* BEGIN Dataset *

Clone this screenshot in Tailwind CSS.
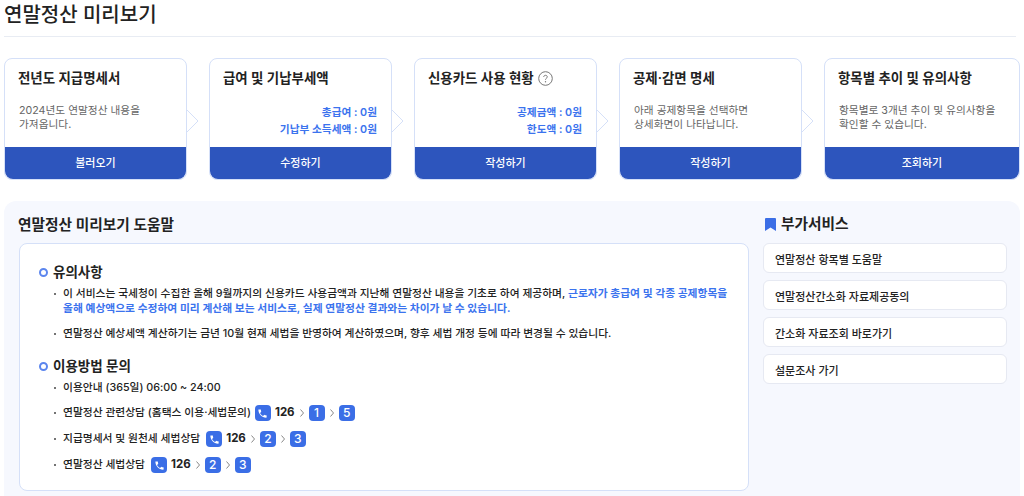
<!DOCTYPE html>
<html lang="ko">
<head>
    <meta charset="UTF-8">
    <title>연말정산 미리보기</title>
    <script src="https://cdn.jsdelivr.net/npm/@tailwindcss/browser@4"></script>
</head>
<body class="bg-white h-[496px] overflow-hidden font-['Inter','Noto_Sans_CJK_KR',sans-serif] text-[#222]">
    <div class="px-1">
        <header class="h-[37px] border-b border-[#e8ecf3] mr-[4px]">
            <h1 class="text-[20px] leading-[30px] font-medium">연말정산 미리보기</h1>
        </header>

        <!-- step cards -->
        <div class="flex gap-[22px] mt-[21px]">
            <div class="relative w-[183px] h-[122px] flex flex-col border border-[#d5e0f8] rounded-lg">
                <h2 class="pl-[13px] pt-[8px] text-[13.45px] leading-[22px] font-semibold">전년도 지급명세서</h2>
                <p class="flex-1 pl-[14px] pt-[15px] text-[10.7px] leading-[14px] text-[#666]">2024년도 연말정산 내용을<br>가져옵니다.</p>
                <svg class="absolute left-[181px] top-[50px]" width="13" height="24" viewBox="0 0 13 24"><path d="M1 1 L12 12 L1 23" fill="#fff" stroke="#d5e0f8"/></svg>
                <button class="h-[32px] bg-[#2d55bd] rounded-b-lg text-white text-[11px] font-medium">불러오기</button>
            </div>
            <div class="relative w-[183px] h-[122px] flex flex-col border border-[#d5e0f8] rounded-lg">
                <h2 class="pl-[13px] pt-[8px] text-[13.45px] leading-[22px] font-semibold">급여 및 기납부세액</h2>
                <div class="flex-1 pr-[14px] pt-[15px] text-right text-[10.7px] leading-[17px] font-semibold text-[#3b73ee]">
                    <p>총급여 : 0원</p>
                    <p>기납부 소득세액 : 0원</p>
                </div>
                <svg class="absolute left-[181px] top-[50px]" width="13" height="24" viewBox="0 0 13 24"><path d="M1 1 L12 12 L1 23" fill="#fff" stroke="#d5e0f8"/></svg>
                <button class="h-[32px] bg-[#2d55bd] rounded-b-lg text-white text-[11px] font-medium">수정하기</button>
            </div>
            <div class="relative w-[183px] h-[122px] flex flex-col border border-[#d5e0f8] rounded-lg">
                <h2 class="flex items-center gap-[4px] pl-[13px] pt-[8px] text-[13.45px] leading-[22px] font-semibold">신용카드 사용 현황
                    <svg width="15" height="15" viewBox="0 0 15 15" fill="none"><circle cx="7.5" cy="7.5" r="6.8" stroke="#777"/><path d="M5.7 6c0-1 .8-1.700 1.800-1.700s1.800.7 1.800 1.600c0 1.300-1.800 1.400-1.800 2.800" stroke="#777" stroke-width="1"/><circle cx="7.500" cy="10.800" r=".7" fill="#777"/></svg>
                </h2>
                <div class="flex-1 pr-[14px] pt-[15px] text-right text-[10.7px] leading-[17px] font-semibold text-[#3b73ee]">
                    <p>공제금액 : 0원</p>
                    <p>한도액 : 0원</p>
                </div>
                <svg class="absolute left-[181px] top-[50px]" width="13" height="24" viewBox="0 0 13 24"><path d="M1 1 L12 12 L1 23" fill="#fff" stroke="#d5e0f8"/></svg>
                <button class="h-[32px] bg-[#2d55bd] rounded-b-lg text-white text-[11px] font-medium">작성하기</button>
            </div>
            <div class="relative w-[183px] h-[122px] flex flex-col border border-[#d5e0f8] rounded-lg">
                <h2 class="pl-[13px] pt-[8px] text-[13.45px] leading-[22px] font-semibold">공제·감면 명세</h2>
                <p class="flex-1 pl-[14px] pt-[15px] text-[10.7px] leading-[14px] text-[#666]">아래 공제항목을 선택하면<br>상세화면이 나타납니다.</p>
                <svg class="absolute left-[181px] top-[50px]" width="13" height="24" viewBox="0 0 13 24"><path d="M1 1 L12 12 L1 23" fill="#fff" stroke="#d5e0f8"/></svg>
                <button class="h-[32px] bg-[#2d55bd] rounded-b-lg text-white text-[11px] font-medium">작성하기</button>
            </div>
            <div class="relative flex-1 h-[122px] flex flex-col border border-[#d5e0f8] rounded-lg">
                <h2 class="pl-[13px] pt-[8px] text-[13.45px] leading-[22px] font-semibold">항목별 추이 및 유의사항</h2>
                <p class="flex-1 pl-[14px] pt-[15px] text-[10.7px] leading-[14px] text-[#666]">항목별로 3개년 추이 및 유의사항을<br>확인할 수 있습니다.</p>
                <button class="h-[32px] bg-[#2d55bd] rounded-b-lg text-white text-[11px] font-medium">조회하기</button>
            </div>
        </div>

        <!-- help panel -->
        <div class="flex gap-[14px] mt-[21px] h-[300px] bg-[#f6f8fe] rounded-t-xl pl-[15px] pr-[13px]">
            <div class="w-[730px]">
                <h2 class="h-[42px] pt-[12px] -ml-[1px] text-[14.700px] leading-[24px] font-semibold">연말정산 미리보기 도움말</h2>
                <div class="h-[248px] bg-white border border-[#d5e0f8] rounded-lg pl-[20px] pt-[18px] font-medium">
                    <h3 class="flex items-center gap-[5px] text-[13.5px] leading-[20px] font-semibold">
                        <span class="size-[9px] rounded-full border-2 border-[#5c86ee] -ml-[1px]"></span>유의사항
                    </h3>
                    <ul class="mt-[4px] text-[10.75px]">
                        <li class="flex gap-[7px] leading-[15px]">
                            <span class="mt-[7px] size-[2px] shrink-0 ml-[14px] bg-[#444] rounded-full"></span>
                            <p class="w-[670px]">이 서비스는 국세청이 수집한 올해 9월까지의 신용카드 사용금액과 지난해 연말정산 내용을 기초로 하여 제공하며, <b class="font-semibold text-[#3b73ee]">근로자가 총급여 및 각종 공제항목을 올해 예상액으로 수정하여 미리 계산해 보는 서비스로, 실제 연말정산 결과와는 차이가 날 수 있습니다.</b></p>
                        </li>
                        <li class="flex gap-[7px] leading-[15px] mt-[10px]">
                            <span class="mt-[7px] size-[2px] shrink-0 ml-[14px] bg-[#444] rounded-full"></span>
                            <p>연말정산 예상세액 계산하기는 금년 10월 현재 세법을 반영하여 계산하였으며, 향후 세법 개정 등에 따라 변경될 수 있습니다.</p>
                        </li>
                    </ul>
                    <h3 class="flex items-center gap-[5px] mt-[15px] text-[13.5px] leading-[20px] font-semibold">
                        <span class="size-[9px] rounded-full border-2 border-[#5c86ee] -ml-[1px]"></span>이용방법 문의
                    </h3>
                    <ul class="mt-[4px] text-[10.75px]">
                        <li class="flex items-center gap-[7px] h-[16px] pl-[14px]">
                            <span class="size-[2px] bg-[#444] rounded-full"></span>이용안내 (365일) 06:00 ~ 24:00
                        </li>
                        <li class="flex items-center gap-[7px] h-[16px] mt-[9px] pl-[14px]">
                            <span class="size-[2px] bg-[#444] rounded-full"></span>연말정산 관련상담 (홈택스 이용·세법문의)
                            <span class="flex items-center gap-[5px] -ml-[3px]">
                                <span class="flex items-center justify-center size-[16px] rounded-[4px] bg-[#3b6ee6]"><svg width="11" height="11" viewBox="0 0 24 24" fill="#fff"><path d="M6.600 10.800c1.400 2.800 3.800 5.100 6.600 6.600l2.200-2.200c.3-.3.7-.4 1-.2 1.100.4 2.300.6 3.600.6.600 0 1 .4 1 1V20c0 .6-.4 1-1 1C10.600 21 3 13.400 3 4c0-.6.4-1 1-1h3.500c.6 0 1 .4 1 1 0 1.300.2 2.500.6 3.600.1.300 0 .7-.2 1z"/></svg></span>
                                <b class="font-bold text-[11.5px] -ml-[1px]">126</b>
                                <svg width="4" height="8" viewBox="0 0 4 8" fill="none"><path d="M.5.5 3.500 4 .5 7.500" stroke="#888"/></svg>
                                <span class="flex items-center justify-center size-[16px] rounded-[4px] bg-[#3b6ee6] text-white text-[12px]">1</span>
                                <svg width="4" height="8" viewBox="0 0 4 8" fill="none"><path d="M.5.5 3.500 4 .5 7.500" stroke="#888"/></svg>
                                <span class="flex items-center justify-center size-[16px] rounded-[4px] bg-[#3b6ee6] text-white text-[12px]">5</span>
                            </span>
                        </li>
                        <li class="flex items-center gap-[7px] h-[16px] mt-[10px] pl-[14px]">
                            <span class="size-[2px] bg-[#444] rounded-full"></span>지급명세서 및 원천세 세법상담
                            <span class="flex items-center gap-[5px] -ml-[1px]">
                                <span class="flex items-center justify-center size-[16px] rounded-[4px] bg-[#3b6ee6]"><svg width="11" height="11" viewBox="0 0 24 24" fill="#fff"><path d="M6.600 10.800c1.400 2.800 3.800 5.100 6.600 6.600l2.200-2.200c.3-.3.7-.4 1-.2 1.100.4 2.300.6 3.600.6.600 0 1 .4 1 1V20c0 .6-.4 1-1 1C10.600 21 3 13.400 3 4c0-.6.4-1 1-1h3.500c.6 0 1 .4 1 1 0 1.300.2 2.500.6 3.600.1.300 0 .7-.2 1z"/></svg></span>
                                <b class="font-bold text-[11.5px] -ml-[1px]">126</b>
                                <svg width="4" height="8" viewBox="0 0 4 8" fill="none"><path d="M.5.5 3.500 4 .5 7.500" stroke="#888"/></svg>
                                <span class="flex items-center justify-center size-[16px] rounded-[4px] bg-[#3b6ee6] text-white text-[12px]">2</span>
                                <svg width="4" height="8" viewBox="0 0 4 8" fill="none"><path d="M.5.5 3.500 4 .5 7.500" stroke="#888"/></svg>
                                <span class="flex items-center justify-center size-[16px] rounded-[4px] bg-[#3b6ee6] text-white text-[12px]">3</span>
                            </span>
                        </li>
                        <li class="flex items-center gap-[7px] h-[16px] mt-[10px] pl-[14px]">
                            <span class="size-[2px] bg-[#444] rounded-full"></span>연말정산 세법상담
                            <span class="flex items-center gap-[5px] -ml-[1px]">
                                <span class="flex items-center justify-center size-[16px] rounded-[4px] bg-[#3b6ee6]"><svg width="11" height="11" viewBox="0 0 24 24" fill="#fff"><path d="M6.600 10.800c1.400 2.800 3.800 5.100 6.600 6.600l2.200-2.200c.3-.3.7-.4 1-.2 1.100.4 2.300.6 3.600.6.600 0 1 .4 1 1V20c0 .6-.4 1-1 1C10.600 21 3 13.400 3 4c0-.6.4-1 1-1h3.500c.6 0 1 .4 1 1 0 1.300.2 2.500.6 3.600.1.300 0 .7-.2 1z"/></svg></span>
                                <b class="font-bold text-[11.5px] -ml-[1px]">126</b>
                                <svg width="4" height="8" viewBox="0 0 4 8" fill="none"><path d="M.5.5 3.500 4 .5 7.500" stroke="#888"/></svg>
                                <span class="flex items-center justify-center size-[16px] rounded-[4px] bg-[#3b6ee6] text-white text-[12px]">2</span>
                                <svg width="4" height="8" viewBox="0 0 4 8" fill="none"><path d="M.5.5 3.500 4 .5 7.500" stroke="#888"/></svg>
                                <span class="flex items-center justify-center size-[16px] rounded-[4px] bg-[#3b6ee6] text-white text-[12px]">3</span>
                            </span>
                        </li>
                    </ul>
                </div>
            </div>
            <aside class="w-[244px]">
                <h2 class="flex items-center gap-[5px] h-[42px] pt-[4px] pl-[2px] text-[14.700px] font-semibold">
                    <svg width="11" height="13" viewBox="0 0 11 13"><path d="M0 1a1 1 0 0 1 1-1h9a1 1 0 0 1 1 1v12L5.500 9.500 0 13z" fill="#3b6ee6"/></svg>부가서비스
                </h2>
                <div class="flex flex-col gap-[7px] text-[11px] font-medium">
                    <a class="flex items-center h-[30px] pl-[11px] pt-[4px] bg-white border border-[#e6e9f2] rounded-md">연말정산 항목별 도움말</a>
                    <a class="flex items-center h-[30px] pl-[11px] pt-[4px] bg-white border border-[#e6e9f2] rounded-md">연말정산간소화 자료제공동의</a>
                    <a class="flex items-center h-[30px] pl-[11px] pt-[4px] bg-white border border-[#e6e9f2] rounded-md">간소화 자료조회 바로가기</a>
                    <a class="flex items-center h-[30px] pl-[11px] pt-[4px] bg-white border border-[#e6e9f2] rounded-md">설문조사 가기</a>
                </div>
            </aside>
        </div>
    </div>
</body>
</html>
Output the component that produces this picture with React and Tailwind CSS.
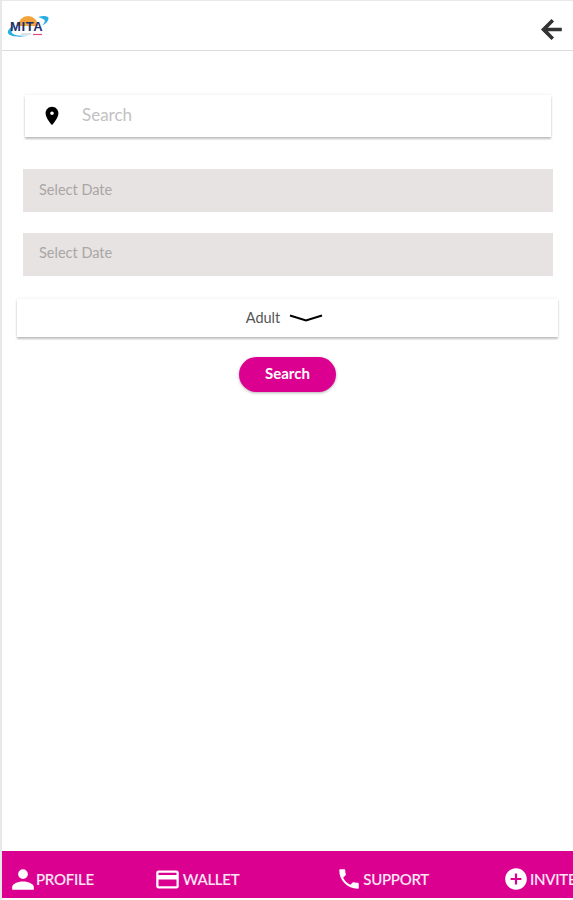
import React from "react";

const Logo = () => (
  <div className="relative w-[42px] h-[24px]">
    <svg viewBox="0 0 42 24" className="absolute inset-0 w-full h-full">
      <path d="M11 12a10 10 0 0 1 20 0z" fill="#f2a33c" />
      <path d="M31 3c5-1.500 11-1.500 10.500 2 -.5 2.500-3 5-6.500 6.500 2-2 3.500-4 2.500-5.500-1-1.200-3.500-1.800-6.500-3z" fill="#29aee0" />
      <path d="M8 11c-4 2-8 5-7 8 1.500 4 13 4.500 21 2.500-6 .5-15 .5-17-2.500-1-2 1-5.500 3-8z" fill="#29aee0" />
      <path d="M26 20.500h9" stroke="#e2497f" strokeWidth="1.200" />
      <path d="M14 20h10" stroke="#b9c4d6" strokeWidth="1" />
    </svg>
    <span className="absolute left-[3px] top-[6px] text-[13px] leading-[13px] font-bold text-[#1d2f6f] font-['Liberation_Sans',sans-serif] tracking-[0.6px]">
      MITA
    </span>
  </div>
);

const NavItem = ({ icon, label, className }) => (
  <div className={`flex items-center shrink-0 ${className}`}>
    {icon}
    <span className="text-[15px] font-semibold text-white/90 tracking-[-0.3px]">{label}</span>
  </div>
);

const App = () => {
  return (
    <div className="w-[573px] h-[900px] overflow-hidden bg-white border-l-2 border-t border-[#e8e8e8] flex flex-col font-['Lato',sans-serif]">
      {/* Header */}
      <header className="h-[50px] shrink-0 border-b border-[#dcdcdc] flex items-center justify-between pl-[5px] pr-[7px]">
        <Logo />
        <svg viewBox="0 0 24 24" className="w-[29px] h-[29px] mt-[8px] text-[#333]" fill="currentColor" stroke="currentColor" strokeWidth="1">
          <path d="M20 11H7.830l5.590-5.590L12 4l-8 8 8 8 1.410-1.410L7.830 13H20v-2z" />
        </svg>
      </header>

      {/* Form */}
      <main className="flex-1 flex flex-col">
        <div className="mt-[44px] ml-[23px] w-[526px] h-[42px] flex items-center bg-white shadow-[0_2px_2px_rgba(0,0,0,0.25),0_-1px_3px_rgba(0,0,0,0.05)]">
          <svg viewBox="0 0 24 24" className="w-[22px] h-[22px] ml-[16px] text-black" fill="currentColor">
            <path d="M12 2C8.130 2 5 5.130 5 9c0 5.250 7 13 7 13s7-7.750 7-13c0-3.870-3.130-7-7-7zm0 9a2 2 0 1 1 0-4 2 2 0 0 1 0 4z" />
          </svg>
          <span className="ml-[19px] pb-[3px] text-[17px] text-[#c2c2c2]">Search</span>
        </div>

        <div className="mt-[32px] ml-[21px] w-[530px] h-[43px] bg-[#e7e3e2] flex items-center pl-[16px] pb-[2px] text-[14.500px] text-[#a9a6a5]">
          Select Date
        </div>
        <div className="mt-[21px] ml-[21px] w-[530px] h-[43px] bg-[#e7e3e2] flex items-center pl-[16px] pb-[3px] text-[14.500px] text-[#a9a6a5]">
          Select Date
        </div>

        <div className="mt-[23px] ml-[15px] w-[541px] h-[38px] bg-white shadow-[0_2px_2px_rgba(0,0,0,0.25),0_-1px_3px_rgba(0,0,0,0.05)] flex items-center justify-center gap-[9px] pr-[6px]">
          <span className="text-[14.500px] text-[#555]">Adult</span>
          <svg viewBox="0 0 34 12" className="w-[34px] h-[12px]" fill="none">
            <path d="M1 3.500 17 8.500 33 3.500" stroke="#000" strokeWidth="2" />
          </svg>
        </div>

        <button className="mt-[20px] ml-[237px] w-[97px] h-[35px] rounded-full bg-[#dc0091] pb-[2px] text-white text-[15px] font-bold shadow-[0_1px_3px_rgba(0,0,0,0.3)]">
          Search
        </button>
      </main>

      {/* Bottom nav */}
      <nav className="h-[47px] mb-[2px] pt-[9px] shrink-0 bg-[#dc0091] flex items-center overflow-hidden whitespace-nowrap">
        <NavItem
          className="ml-[8px] gap-[0px]"
          label="PROFILE"
          icon={
            <svg viewBox="0 0 24 24" className="w-[26px] h-[26px] text-white" fill="currentColor">
              <path d="M12 12a4.500 4.500 0 1 0 0-9 4.500 4.500 0 0 0 0 9zm0 2.200c-3.300 0-10 1.700-10 5V22h20v-2.800c0-3.300-6.700-5-10-5z" />
            </svg>
          }
        />
        <NavItem
          className="ml-[60px] gap-[2px]"
          label="WALLET"
          icon={
            <svg viewBox="0 0 24 24" className="w-[27px] h-[27px] text-white" fill="currentColor">
              <path d="M20 4H4c-1.110 0-2 .890-2 2v12c0 1.110.890 2 2 2h16c1.110 0 2-.890 2-2V6c0-1.110-.890-2-2-2zm0 14H4v-6h16v6zm0-10H4V6h16v2z" />
            </svg>
          }
        />
        <NavItem
          className="ml-[97px] gap-[1px]"
          label="SUPPORT"
          icon={
            <svg viewBox="0 0 24 24" className="w-[26px] h-[26px] text-white" fill="currentColor">
              <path d="M6.620 10.790c1.440 2.830 3.760 5.140 6.590 6.590l2.200-2.200c.270-.270.670-.360 1.020-.240 1.120.370 2.330.570 3.570.570.550 0 1 .450 1 1V20c0 .550-.450 1-1 1-9.390 0-17-7.610-17-17 0-.550.450-1 1-1h3.500c.550 0 1 .450 1 1 0 1.250.200 2.450.570 3.570.110.350.030.740-.250 1.020l-2.200 2.200z" />
            </svg>
          }
        />
        <NavItem
          className="ml-[74px] gap-[1px]"
          label="INVITE"
          icon={
            <svg viewBox="0 0 24 24" className="w-[26px] h-[26px] text-white" fill="currentColor">
              <path d="M12 2C6.480 2 2 6.480 2 12s4.480 10 10 10 10-4.480 10-10S17.520 2 12 2zm5 11h-4v4h-2v-4H7v-2h4V7h2v4h4v2z" />
            </svg>
          }
        />
      </nav>
    </div>
  );
};

export default App;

* END Dataset *

#### [Written problem]
Using the data above, print only the lines starting at the one with "Output the component" and ending at the one with "import React from", exactly as they stand, minus the pictures.

#### [The response]
Output the component that produces this picture with React and Tailwind CSS.
import React from "react";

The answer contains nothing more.